The magic system is one of the book's real strengths. The Grisha don't cast spells so much as manipulate matter and the body and the elements, an elegant framework Bardugo calls the Small Science, and it grounds the wonder in something that feels rule-bound and earned. The Russia-inspired setting was a fresh choice for the genre and it pays off in texture: the food, the titles, the cold, the politics of a court that needs Alina as a symbol more than it cares for her as a person. The worldbuilding is efficient rather than exhaustive, sketched in enough to walk through and trusting later books to fill the map.
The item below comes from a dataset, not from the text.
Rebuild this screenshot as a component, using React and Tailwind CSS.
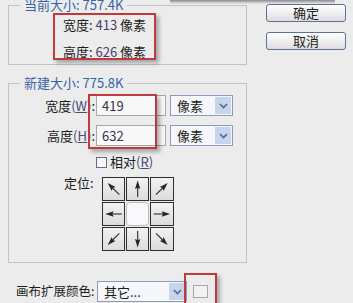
import React from "react";

const arrows = [
  { deg: -45 },
  { deg: 0 },
  { deg: 45 },
  { deg: -90 },
  null,
  { deg: 90 },
  { deg: -135 },
  { deg: 180 },
  { deg: 135 },
];

function Arrow({ deg }) {
  return (
    <svg width="22" height="22" viewBox="0 0 24 24">
      <g transform={`rotate(${deg} 12 12)`}>
        <line x1="12" y1="21" x2="12" y2="10" stroke="#333" strokeWidth="1.3" />
        <polygon points="12,2.5 9,12 12,10.5 15,12" fill="#262626" />
      </g>
    </svg>
  );
}

function Select({ value, width }) {
  return (
    <div
      className={`flex h-[21px] items-stretch border border-[#8c9cb8] bg-[#f5f7fb] ${width}`}
    >
      <span className="flex-1 pl-[6px] leading-[19px]">{value}</span>
      <span className="m-[1px] flex w-[16px] items-center justify-center bg-[#c6d4ec]">
        <svg width="9" height="6" viewBox="0 0 9 6">
          <path d="M1 1 L4.5 4.5 L8 1" fill="none" stroke="#56688c" strokeWidth="1.6" />
        </svg>
      </span>
    </div>
  );
}

function Mnemonic({ ch }) {
  return (
    <span className="text-[#4a4a7a]">
      (<span className="underline">{ch}</span>)
    </span>
  );
}

export default function App() {
  return (
    <div className="relative h-[303px] w-[353px] overflow-hidden bg-[#ececec] font-['Noto_Sans_CJK_SC',sans-serif] text-[13px] text-[#1c1c1c]">
      {/* shadow from cropped window above */}
      <div className="absolute left-[170px] top-0 h-[4px] w-[165px] bg-gradient-to-b from-[#8a8a8a] to-transparent" />

      <div className="flex">
        <div className="ml-[8px] flex w-[239px] flex-col">
          <fieldset className="-mt-[2px] h-[67px] border border-[#c2c2c2]">
            <legend className="ml-[11px] px-[4px] leading-[14px] text-[#3563a8]">当前大小: 757.4K</legend>
            <div className="mt-[5px] flex flex-col gap-[11px] pl-[54px]">
              <div className="h-[16px] leading-[16px]">
                宽度:&nbsp;<span className="text-[#4b3d6e]">413</span> 像素
              </div>
              <div className="h-[16px] leading-[16px]">
                高度:&nbsp;<span className="text-[#4b3d6e]">626</span> 像素
              </div>
            </div>
          </fieldset>

          <fieldset className="mt-[11px] h-[187px] border border-[#c2c2c2]">
            <legend className="ml-[11px] px-[4px] leading-[14px] text-[#3563a8]">新建大小: 775.8K</legend>
            <div className="mt-[5px] flex flex-col">
              <div className="flex items-center">
                <span className="w-[86px] text-right">
                  宽度<Mnemonic ch="W" />:
                </span>
                <div className="ml-[1px] h-[21px] w-[70px] border border-[#a6a6a6] bg-[#f8f8f8] pl-[5px] leading-[19px] text-[#3d3152]">
                  419
                </div>
                <div className="ml-[4px]">
                  <Select value="像素" width="w-[63px]" />
                </div>
              </div>
              <div className="mt-[9px] flex items-center">
                <span className="w-[86px] text-right">
                  高度<Mnemonic ch="H" />:
                </span>
                <div className="ml-[1px] h-[21px] w-[70px] border border-[#a6a6a6] bg-[#f8f8f8] pl-[5px] leading-[19px] text-[#3d3152]">
                  632
                </div>
                <div className="ml-[4px]">
                  <Select value="像素" width="w-[63px]" />
                </div>
              </div>
              <div className="mt-[9px] flex h-[14px] items-center pl-[87px]">
                <span className="h-[11px] w-[11px] border border-[#5c6f8f] bg-[#f7f7f7]" />
                <span className="ml-[3px] leading-[14px]">
                  相对<Mnemonic ch="R" />
                </span>
              </div>
              <div className="mt-[8px] flex pl-[55px]">
                <span className="mt-[-1px] leading-[14px]">定位:</span>
                <div className="ml-[8px] grid w-[72px] grid-cols-3 gap-[1px] bg-[#ececec]">
                  {arrows.map((a, i) =>
                    a ? (
                      <div
                        key={i}
                        className="flex h-[24px] items-center justify-center border border-[#2f2f2f] bg-gradient-to-b from-[#f2f2f2] to-[#dcdcdc]"
                      >
                        <Arrow deg={a.deg} />
                      </div>
                    ) : (
                      <div key={i} className="h-[24px] rounded-[4px] border border-[#b8bcc4] bg-[#f9f9fb]" />
                    )
                  )}
                </div>
              </div>
            </div>
          </fieldset>

          <div className="mt-[18px] flex items-center">
            <span className="ml-[8px] w-[81px] whitespace-nowrap text-[12.5px]">画布扩展颜色:</span>
            <Select value="其它..." width="w-[90px]" />
            <span className="ml-[6px] h-[13px] w-[15px] border border-[#a8a8a8] bg-[#f2f2f2]" />
          </div>
        </div>

        <div className="ml-[19px] mt-[4px] flex w-[80px] flex-col gap-[10px]">
          <button className="h-[18px] rounded-[3px] border border-[#5a719b] bg-gradient-to-b from-[#ffffff] to-[#dedede] leading-[16px]">
            确定
          </button>
          <button className="h-[18px] rounded-[3px] border border-[#5a719b] bg-gradient-to-b from-[#ffffff] to-[#dedede] leading-[16px]">
            取消
          </button>
        </div>
      </div>

      {/* red annotation boxes */}
      <div className="absolute left-[53px] top-[13px] h-[47px] w-[103px] border-2 border-[#bf3a3e] shadow-[3px_3px_4px_rgba(0,0,0,0.3)]" />
      <div className="absolute left-[88px] top-[94px] h-[55px] w-[69px] border-2 border-[#bf3a3e] shadow-[3px_3px_4px_rgba(0,0,0,0.3)]" />
      <div className="absolute left-[184px] top-[273px] h-[40px] w-[33px] border-2 border-[#bf3a3e] shadow-[3px_3px_4px_rgba(0,0,0,0.3)]" />
    </div>
  );
}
At the center is the Darkling, the ancient, magnetic leader of the Grisha, and he's the reason the book lingers in readers' heads. Bardugo writes him as genuinely seductive and genuinely dangerous, and the slow reveal of his designs gives the plot its sharpest turns. The romance threads are more divisive: Alina's bond with her childhood friend Mal can feel underdeveloped next to the charge of the Darkling, and readers who want their love interest fully earned may find that thread thinner than the antagonist's pull. It's a first novel, and it occasionally shows in pacing that sprints through some emotional beats it might have lingered on.
What the book does best is momentum and atmosphere. It moves, the court intrigue tightens nicely, and the midpoint revelation reframes everything that came before with a satisfying click. Alina is a likable, self-deprecating narrator whose growing power comes with a believable mix of exhilaration and dread, and the question of who she can trust drives the back half hard. The prose is clean and quick, more interested in propulsion than ornament.
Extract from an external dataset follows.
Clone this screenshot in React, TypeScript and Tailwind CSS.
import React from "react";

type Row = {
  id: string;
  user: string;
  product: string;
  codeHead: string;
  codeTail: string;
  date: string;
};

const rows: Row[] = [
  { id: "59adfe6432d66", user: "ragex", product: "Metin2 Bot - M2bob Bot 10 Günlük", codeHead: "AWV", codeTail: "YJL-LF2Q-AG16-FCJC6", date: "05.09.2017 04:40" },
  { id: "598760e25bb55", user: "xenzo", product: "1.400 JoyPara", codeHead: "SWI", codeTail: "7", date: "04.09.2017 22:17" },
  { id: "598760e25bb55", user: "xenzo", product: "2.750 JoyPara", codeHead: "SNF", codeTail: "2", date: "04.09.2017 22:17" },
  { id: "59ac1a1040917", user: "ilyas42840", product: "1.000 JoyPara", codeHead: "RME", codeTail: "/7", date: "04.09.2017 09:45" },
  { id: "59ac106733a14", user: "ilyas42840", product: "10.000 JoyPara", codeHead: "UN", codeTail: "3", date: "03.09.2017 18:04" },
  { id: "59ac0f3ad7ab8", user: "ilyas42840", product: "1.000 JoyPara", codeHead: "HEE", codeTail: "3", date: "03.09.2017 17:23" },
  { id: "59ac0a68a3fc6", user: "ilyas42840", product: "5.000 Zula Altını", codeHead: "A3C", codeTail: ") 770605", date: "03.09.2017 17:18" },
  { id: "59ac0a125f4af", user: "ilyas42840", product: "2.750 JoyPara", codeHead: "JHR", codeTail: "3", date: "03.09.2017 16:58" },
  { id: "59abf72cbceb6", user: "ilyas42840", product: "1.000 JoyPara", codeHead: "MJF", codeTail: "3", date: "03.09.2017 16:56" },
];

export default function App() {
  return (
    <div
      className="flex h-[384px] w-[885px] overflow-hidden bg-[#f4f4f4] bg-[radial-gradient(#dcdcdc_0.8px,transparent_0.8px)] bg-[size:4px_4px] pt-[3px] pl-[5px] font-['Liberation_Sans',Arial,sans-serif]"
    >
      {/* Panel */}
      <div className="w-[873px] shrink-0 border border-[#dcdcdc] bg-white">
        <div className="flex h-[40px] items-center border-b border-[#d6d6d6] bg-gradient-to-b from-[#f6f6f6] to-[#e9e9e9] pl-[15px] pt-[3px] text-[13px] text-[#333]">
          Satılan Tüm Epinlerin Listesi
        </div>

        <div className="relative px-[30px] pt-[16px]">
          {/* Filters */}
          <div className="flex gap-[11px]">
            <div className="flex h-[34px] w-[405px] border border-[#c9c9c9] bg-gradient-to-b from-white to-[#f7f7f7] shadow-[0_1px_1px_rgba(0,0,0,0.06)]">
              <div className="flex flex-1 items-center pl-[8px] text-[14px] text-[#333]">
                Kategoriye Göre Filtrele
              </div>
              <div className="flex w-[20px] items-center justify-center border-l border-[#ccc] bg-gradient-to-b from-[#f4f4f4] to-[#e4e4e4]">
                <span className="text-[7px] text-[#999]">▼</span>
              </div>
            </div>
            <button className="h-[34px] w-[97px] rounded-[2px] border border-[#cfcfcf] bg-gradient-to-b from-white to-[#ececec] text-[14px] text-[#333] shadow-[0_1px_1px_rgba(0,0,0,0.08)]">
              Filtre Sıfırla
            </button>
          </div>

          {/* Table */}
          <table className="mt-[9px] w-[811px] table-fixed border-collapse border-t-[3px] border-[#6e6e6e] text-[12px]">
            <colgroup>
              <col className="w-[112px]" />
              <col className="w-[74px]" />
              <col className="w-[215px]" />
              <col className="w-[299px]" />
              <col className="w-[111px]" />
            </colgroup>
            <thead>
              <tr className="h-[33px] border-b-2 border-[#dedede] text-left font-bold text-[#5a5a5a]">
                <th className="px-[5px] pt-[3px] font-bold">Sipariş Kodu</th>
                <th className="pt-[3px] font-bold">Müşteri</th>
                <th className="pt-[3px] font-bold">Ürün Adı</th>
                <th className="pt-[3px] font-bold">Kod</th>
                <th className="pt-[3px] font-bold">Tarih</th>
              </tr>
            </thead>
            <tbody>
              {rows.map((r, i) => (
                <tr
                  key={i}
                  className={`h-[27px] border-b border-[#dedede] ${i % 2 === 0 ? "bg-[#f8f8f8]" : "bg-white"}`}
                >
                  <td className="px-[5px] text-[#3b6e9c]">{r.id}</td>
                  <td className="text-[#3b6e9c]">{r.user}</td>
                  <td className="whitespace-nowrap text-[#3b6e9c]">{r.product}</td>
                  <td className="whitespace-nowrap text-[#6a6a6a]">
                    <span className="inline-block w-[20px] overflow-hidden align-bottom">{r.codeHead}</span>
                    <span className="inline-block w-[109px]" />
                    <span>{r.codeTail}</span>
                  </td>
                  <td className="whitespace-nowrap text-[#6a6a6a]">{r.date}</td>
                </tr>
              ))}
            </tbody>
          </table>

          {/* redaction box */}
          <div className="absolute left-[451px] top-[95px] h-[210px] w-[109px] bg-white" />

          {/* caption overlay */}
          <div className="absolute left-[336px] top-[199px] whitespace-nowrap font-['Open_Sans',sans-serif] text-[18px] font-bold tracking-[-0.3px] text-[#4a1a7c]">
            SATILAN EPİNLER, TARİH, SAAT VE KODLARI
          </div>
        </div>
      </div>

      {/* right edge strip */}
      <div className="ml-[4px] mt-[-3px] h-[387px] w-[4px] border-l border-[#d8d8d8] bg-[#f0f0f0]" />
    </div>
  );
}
Taken on its own terms, this is an inviting, fast, atmospheric series opener rather than the most intricate fantasy you'll read this year, and that's a fair trade for how readable it is. Knowing what the Grishaverse becomes, this is also the seed of something much larger, the book that builds the world Six of Crows would later raid. For readers who want a brisk magical court, a knockout antagonist, and a heroine discovering a power that frightens her, it's a generous and addictive starting point.